• Your goal:
Produce a word-for-word copy of the listing below without its pictures.

Data extracted from a collection
↓↓↓

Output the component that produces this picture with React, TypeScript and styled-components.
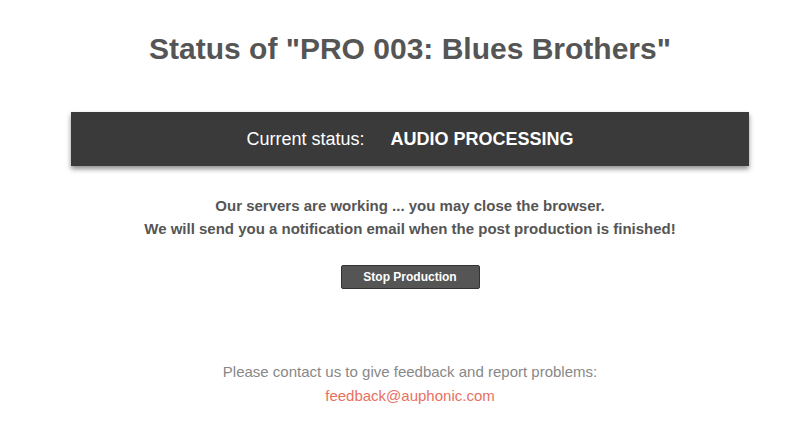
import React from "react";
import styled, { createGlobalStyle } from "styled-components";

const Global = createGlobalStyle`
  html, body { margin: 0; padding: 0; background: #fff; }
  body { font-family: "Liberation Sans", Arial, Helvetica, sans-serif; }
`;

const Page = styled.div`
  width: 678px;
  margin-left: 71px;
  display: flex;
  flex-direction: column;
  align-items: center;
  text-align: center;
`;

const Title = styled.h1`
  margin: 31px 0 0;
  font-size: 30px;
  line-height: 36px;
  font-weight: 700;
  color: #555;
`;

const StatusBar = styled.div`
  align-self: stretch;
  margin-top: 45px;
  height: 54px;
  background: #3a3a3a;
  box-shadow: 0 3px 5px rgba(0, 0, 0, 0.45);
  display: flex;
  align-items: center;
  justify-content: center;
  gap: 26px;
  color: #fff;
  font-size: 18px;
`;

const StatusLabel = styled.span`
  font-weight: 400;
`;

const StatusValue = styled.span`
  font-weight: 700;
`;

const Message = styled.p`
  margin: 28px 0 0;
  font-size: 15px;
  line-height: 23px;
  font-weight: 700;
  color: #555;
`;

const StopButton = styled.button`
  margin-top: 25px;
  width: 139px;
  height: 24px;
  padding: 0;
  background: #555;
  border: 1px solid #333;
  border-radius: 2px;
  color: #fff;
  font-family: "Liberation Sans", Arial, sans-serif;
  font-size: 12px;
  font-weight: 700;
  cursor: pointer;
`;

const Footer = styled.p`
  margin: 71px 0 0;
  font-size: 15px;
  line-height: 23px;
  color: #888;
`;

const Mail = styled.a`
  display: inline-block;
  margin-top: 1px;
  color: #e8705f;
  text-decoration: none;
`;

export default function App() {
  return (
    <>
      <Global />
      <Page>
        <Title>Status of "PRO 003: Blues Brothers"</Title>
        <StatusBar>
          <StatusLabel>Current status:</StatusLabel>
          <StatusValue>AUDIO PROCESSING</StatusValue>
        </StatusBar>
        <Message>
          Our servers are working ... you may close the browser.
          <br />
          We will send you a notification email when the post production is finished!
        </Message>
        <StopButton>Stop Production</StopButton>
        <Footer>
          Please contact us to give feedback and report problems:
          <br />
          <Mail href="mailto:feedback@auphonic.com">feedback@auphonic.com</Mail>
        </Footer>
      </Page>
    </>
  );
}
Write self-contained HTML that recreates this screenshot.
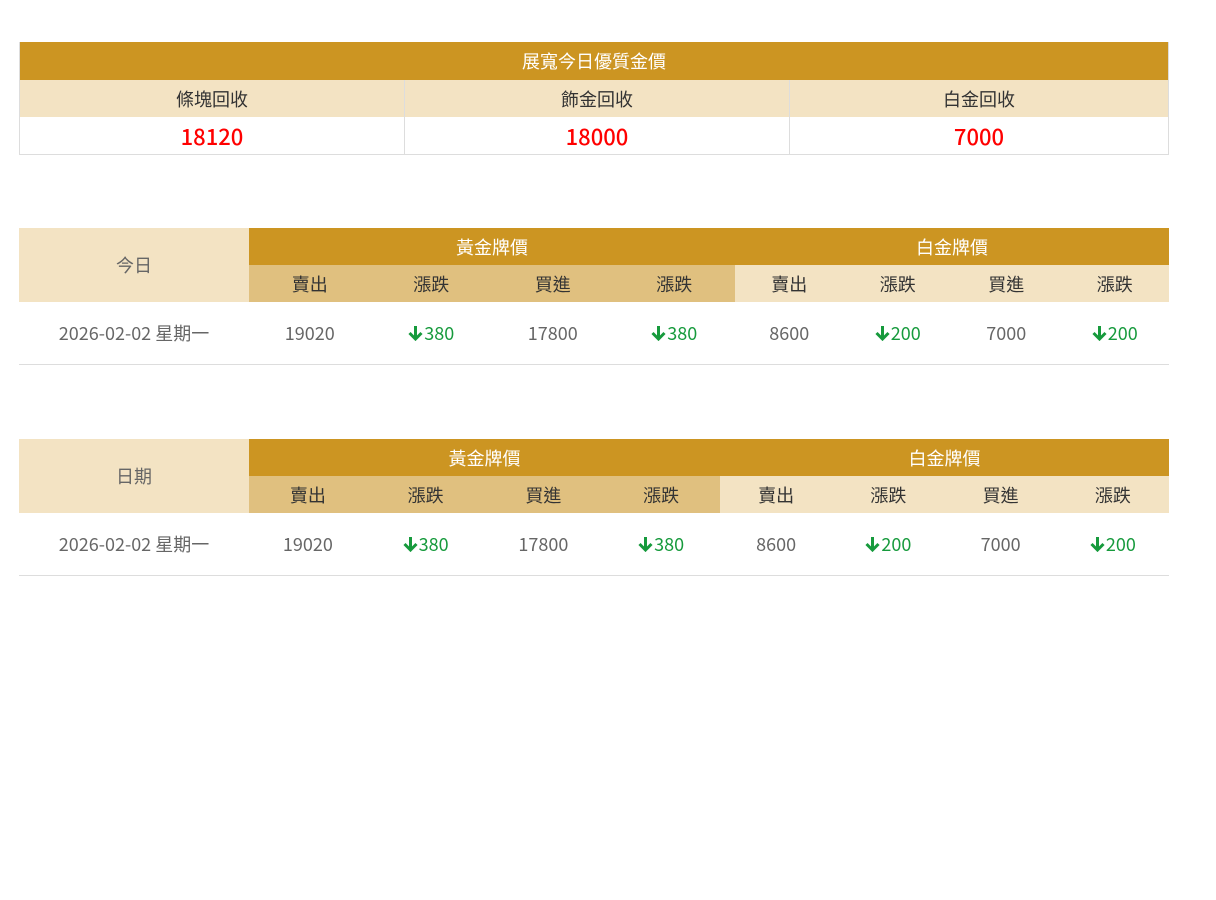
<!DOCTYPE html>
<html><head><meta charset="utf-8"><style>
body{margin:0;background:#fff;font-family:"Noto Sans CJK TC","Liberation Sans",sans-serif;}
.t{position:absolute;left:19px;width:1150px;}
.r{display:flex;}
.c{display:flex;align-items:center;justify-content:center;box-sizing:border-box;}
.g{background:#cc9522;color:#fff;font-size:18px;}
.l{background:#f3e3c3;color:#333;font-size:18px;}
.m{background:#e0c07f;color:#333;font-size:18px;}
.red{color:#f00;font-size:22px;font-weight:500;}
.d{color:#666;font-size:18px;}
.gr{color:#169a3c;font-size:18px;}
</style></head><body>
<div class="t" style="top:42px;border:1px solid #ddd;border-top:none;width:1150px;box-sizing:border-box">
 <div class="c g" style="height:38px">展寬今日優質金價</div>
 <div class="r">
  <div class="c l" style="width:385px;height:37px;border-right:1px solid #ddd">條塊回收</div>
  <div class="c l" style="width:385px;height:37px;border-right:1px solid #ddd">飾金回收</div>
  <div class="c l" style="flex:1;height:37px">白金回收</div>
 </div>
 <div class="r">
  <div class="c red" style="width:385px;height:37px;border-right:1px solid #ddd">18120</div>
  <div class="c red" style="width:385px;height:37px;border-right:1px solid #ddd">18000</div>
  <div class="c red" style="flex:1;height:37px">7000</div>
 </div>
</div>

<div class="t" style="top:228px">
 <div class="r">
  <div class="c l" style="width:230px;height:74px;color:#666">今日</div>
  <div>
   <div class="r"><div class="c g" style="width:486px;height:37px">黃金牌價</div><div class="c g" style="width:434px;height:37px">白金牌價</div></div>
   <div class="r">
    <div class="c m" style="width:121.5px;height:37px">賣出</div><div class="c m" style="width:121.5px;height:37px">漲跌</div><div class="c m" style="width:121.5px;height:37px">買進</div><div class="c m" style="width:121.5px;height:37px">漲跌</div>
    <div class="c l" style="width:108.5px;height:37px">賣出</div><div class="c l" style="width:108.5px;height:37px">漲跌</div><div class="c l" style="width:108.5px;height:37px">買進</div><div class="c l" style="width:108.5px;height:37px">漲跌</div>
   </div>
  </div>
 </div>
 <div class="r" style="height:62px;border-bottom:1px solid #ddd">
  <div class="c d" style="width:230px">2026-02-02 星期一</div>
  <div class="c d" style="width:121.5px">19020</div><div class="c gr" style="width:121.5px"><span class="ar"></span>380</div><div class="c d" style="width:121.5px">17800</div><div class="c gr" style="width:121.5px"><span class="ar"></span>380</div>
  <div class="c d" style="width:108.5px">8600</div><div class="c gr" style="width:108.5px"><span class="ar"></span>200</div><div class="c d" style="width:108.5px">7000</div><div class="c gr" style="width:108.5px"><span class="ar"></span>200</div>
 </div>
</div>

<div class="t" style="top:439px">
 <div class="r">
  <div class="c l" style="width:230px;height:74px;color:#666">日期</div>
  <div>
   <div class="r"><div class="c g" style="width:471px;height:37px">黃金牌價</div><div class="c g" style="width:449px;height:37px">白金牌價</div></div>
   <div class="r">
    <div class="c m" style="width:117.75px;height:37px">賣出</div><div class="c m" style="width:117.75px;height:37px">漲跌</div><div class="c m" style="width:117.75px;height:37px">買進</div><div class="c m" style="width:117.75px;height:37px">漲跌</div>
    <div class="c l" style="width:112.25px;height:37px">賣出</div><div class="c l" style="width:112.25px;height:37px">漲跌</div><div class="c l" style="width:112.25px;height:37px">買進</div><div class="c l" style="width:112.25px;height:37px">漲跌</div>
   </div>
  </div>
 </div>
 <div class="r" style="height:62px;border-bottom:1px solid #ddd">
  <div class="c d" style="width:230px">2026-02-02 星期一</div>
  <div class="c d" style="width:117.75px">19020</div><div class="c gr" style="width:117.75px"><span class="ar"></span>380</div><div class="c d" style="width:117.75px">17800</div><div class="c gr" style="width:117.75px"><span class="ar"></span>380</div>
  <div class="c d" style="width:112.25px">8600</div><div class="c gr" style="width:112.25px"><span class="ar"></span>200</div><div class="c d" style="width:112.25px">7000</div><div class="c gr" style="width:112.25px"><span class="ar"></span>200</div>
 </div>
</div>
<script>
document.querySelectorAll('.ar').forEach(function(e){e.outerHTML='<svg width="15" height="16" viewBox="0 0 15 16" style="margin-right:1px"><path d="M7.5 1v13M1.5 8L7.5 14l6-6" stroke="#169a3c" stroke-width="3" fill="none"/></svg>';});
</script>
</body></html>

↑↑↑

• Response to this task:
Output the component that produces this picture with React, TypeScript and styled-components.
import React from "react";
import styled, { createGlobalStyle } from "styled-components";

const Global = createGlobalStyle`
  html, body { margin: 0; padding: 0; background: #fff; }
  body { font-family: "Liberation Sans", Arial, Helvetica, sans-serif; }
`;

const Page = styled.div`
  width: 678px;
  margin-left: 71px;
  display: flex;
  flex-direction: column;
  align-items: center;
  text-align: center;
`;

const Title = styled.h1`
  margin: 31px 0 0;
  font-size: 30px;
  line-height: 36px;
  font-weight: 700;
  color: #555;
`;

const StatusBar = styled.div`
  align-self: stretch;
  margin-top: 45px;
  height: 54px;
  background: #3a3a3a;
  box-shadow: 0 3px 5px rgba(0, 0, 0, 0.45);
  display: flex;
  align-items: center;
  justify-content: center;
  gap: 26px;
  color: #fff;
  font-size: 18px;
`;

const StatusLabel = styled.span`
  font-weight: 400;
`;

const StatusValue = styled.span`
  font-weight: 700;
`;

const Message = styled.p`
  margin: 28px 0 0;
  font-size: 15px;
  line-height: 23px;
  font-weight: 700;
  color: #555;
`;

const StopButton = styled.button`
  margin-top: 25px;
  width: 139px;
  height: 24px;
  padding: 0;
  background: #555;
  border: 1px solid #333;
  border-radius: 2px;
  color: #fff;
  font-family: "Liberation Sans", Arial, sans-serif;
  font-size: 12px;
  font-weight: 700;
  cursor: pointer;
`;

const Footer = styled.p`
  margin: 71px 0 0;
  font-size: 15px;
  line-height: 23px;
  color: #888;
`;

const Mail = styled.a`
  display: inline-block;
  margin-top: 1px;
  color: #e8705f;
  text-decoration: none;
`;

export default function App() {
  return (
    <>
      <Global />
      <Page>
        <Title>Status of "PRO 003: Blues Brothers"</Title>
        <StatusBar>
          <StatusLabel>Current status:</StatusLabel>
          <StatusValue>AUDIO PROCESSING</StatusValue>
        </StatusBar>
        <Message>
          Our servers are working ... you may close the browser.
          <br />
          We will send you a notification email when the post production is finished!
        </Message>
        <StopButton>Stop Production</StopButton>
        <Footer>
          Please contact us to give feedback and report problems:
          <br />
          <Mail href="mailto:feedback@auphonic.com">feedback@auphonic.com</Mail>
        </Footer>
      </Page>
    </>
  );
}
Write self-contained HTML that recreates this screenshot.
<!DOCTYPE html>
<html><head><meta charset="utf-8"><style>
body{margin:0;background:#fff;font-family:"Noto Sans CJK TC","Liberation Sans",sans-serif;}
.t{position:absolute;left:19px;width:1150px;}
.r{display:flex;}
.c{display:flex;align-items:center;justify-content:center;box-sizing:border-box;}
.g{background:#cc9522;color:#fff;font-size:18px;}
.l{background:#f3e3c3;color:#333;font-size:18px;}
.m{background:#e0c07f;color:#333;font-size:18px;}
.red{color:#f00;font-size:22px;font-weight:500;}
.d{color:#666;font-size:18px;}
.gr{color:#169a3c;font-size:18px;}
</style></head><body>
<div class="t" style="top:42px;border:1px solid #ddd;border-top:none;width:1150px;box-sizing:border-box">
 <div class="c g" style="height:38px">展寬今日優質金價</div>
 <div class="r">
  <div class="c l" style="width:385px;height:37px;border-right:1px solid #ddd">條塊回收</div>
  <div class="c l" style="width:385px;height:37px;border-right:1px solid #ddd">飾金回收</div>
  <div class="c l" style="flex:1;height:37px">白金回收</div>
 </div>
 <div class="r">
  <div class="c red" style="width:385px;height:37px;border-right:1px solid #ddd">18120</div>
  <div class="c red" style="width:385px;height:37px;border-right:1px solid #ddd">18000</div>
  <div class="c red" style="flex:1;height:37px">7000</div>
 </div>
</div>

<div class="t" style="top:228px">
 <div class="r">
  <div class="c l" style="width:230px;height:74px;color:#666">今日</div>
  <div>
   <div class="r"><div class="c g" style="width:486px;height:37px">黃金牌價</div><div class="c g" style="width:434px;height:37px">白金牌價</div></div>
   <div class="r">
    <div class="c m" style="width:121.5px;height:37px">賣出</div><div class="c m" style="width:121.5px;height:37px">漲跌</div><div class="c m" style="width:121.5px;height:37px">買進</div><div class="c m" style="width:121.5px;height:37px">漲跌</div>
    <div class="c l" style="width:108.5px;height:37px">賣出</div><div class="c l" style="width:108.5px;height:37px">漲跌</div><div class="c l" style="width:108.5px;height:37px">買進</div><div class="c l" style="width:108.5px;height:37px">漲跌</div>
   </div>
  </div>
 </div>
 <div class="r" style="height:62px;border-bottom:1px solid #ddd">
  <div class="c d" style="width:230px">2026-02-02 星期一</div>
  <div class="c d" style="width:121.5px">19020</div><div class="c gr" style="width:121.5px"><span class="ar"></span>380</div><div class="c d" style="width:121.5px">17800</div><div class="c gr" style="width:121.5px"><span class="ar"></span>380</div>
  <div class="c d" style="width:108.5px">8600</div><div class="c gr" style="width:108.5px"><span class="ar"></span>200</div><div class="c d" style="width:108.5px">7000</div><div class="c gr" style="width:108.5px"><span class="ar"></span>200</div>
 </div>
</div>

<div class="t" style="top:439px">
 <div class="r">
  <div class="c l" style="width:230px;height:74px;color:#666">日期</div>
  <div>
   <div class="r"><div class="c g" style="width:471px;height:37px">黃金牌價</div><div class="c g" style="width:449px;height:37px">白金牌價</div></div>
   <div class="r">
    <div class="c m" style="width:117.75px;height:37px">賣出</div><div class="c m" style="width:117.75px;height:37px">漲跌</div><div class="c m" style="width:117.75px;height:37px">買進</div><div class="c m" style="width:117.75px;height:37px">漲跌</div>
    <div class="c l" style="width:112.25px;height:37px">賣出</div><div class="c l" style="width:112.25px;height:37px">漲跌</div><div class="c l" style="width:112.25px;height:37px">買進</div><div class="c l" style="width:112.25px;height:37px">漲跌</div>
   </div>
  </div>
 </div>
 <div class="r" style="height:62px;border-bottom:1px solid #ddd">
  <div class="c d" style="width:230px">2026-02-02 星期一</div>
  <div class="c d" style="width:117.75px">19020</div><div class="c gr" style="width:117.75px"><span class="ar"></span>380</div><div class="c d" style="width:117.75px">17800</div><div class="c gr" style="width:117.75px"><span class="ar"></span>380</div>
  <div class="c d" style="width:112.25px">8600</div><div class="c gr" style="width:112.25px"><span class="ar"></span>200</div><div class="c d" style="width:112.25px">7000</div><div class="c gr" style="width:112.25px"><span class="ar"></span>200</div>
 </div>
</div>
<script>
document.querySelectorAll('.ar').forEach(function(e){e.outerHTML='<svg width="15" height="16" viewBox="0 0 15 16" style="margin-right:1px"><path d="M7.5 1v13M1.5 8L7.5 14l6-6" stroke="#169a3c" stroke-width="3" fill="none"/></svg>';});
</script>
</body></html>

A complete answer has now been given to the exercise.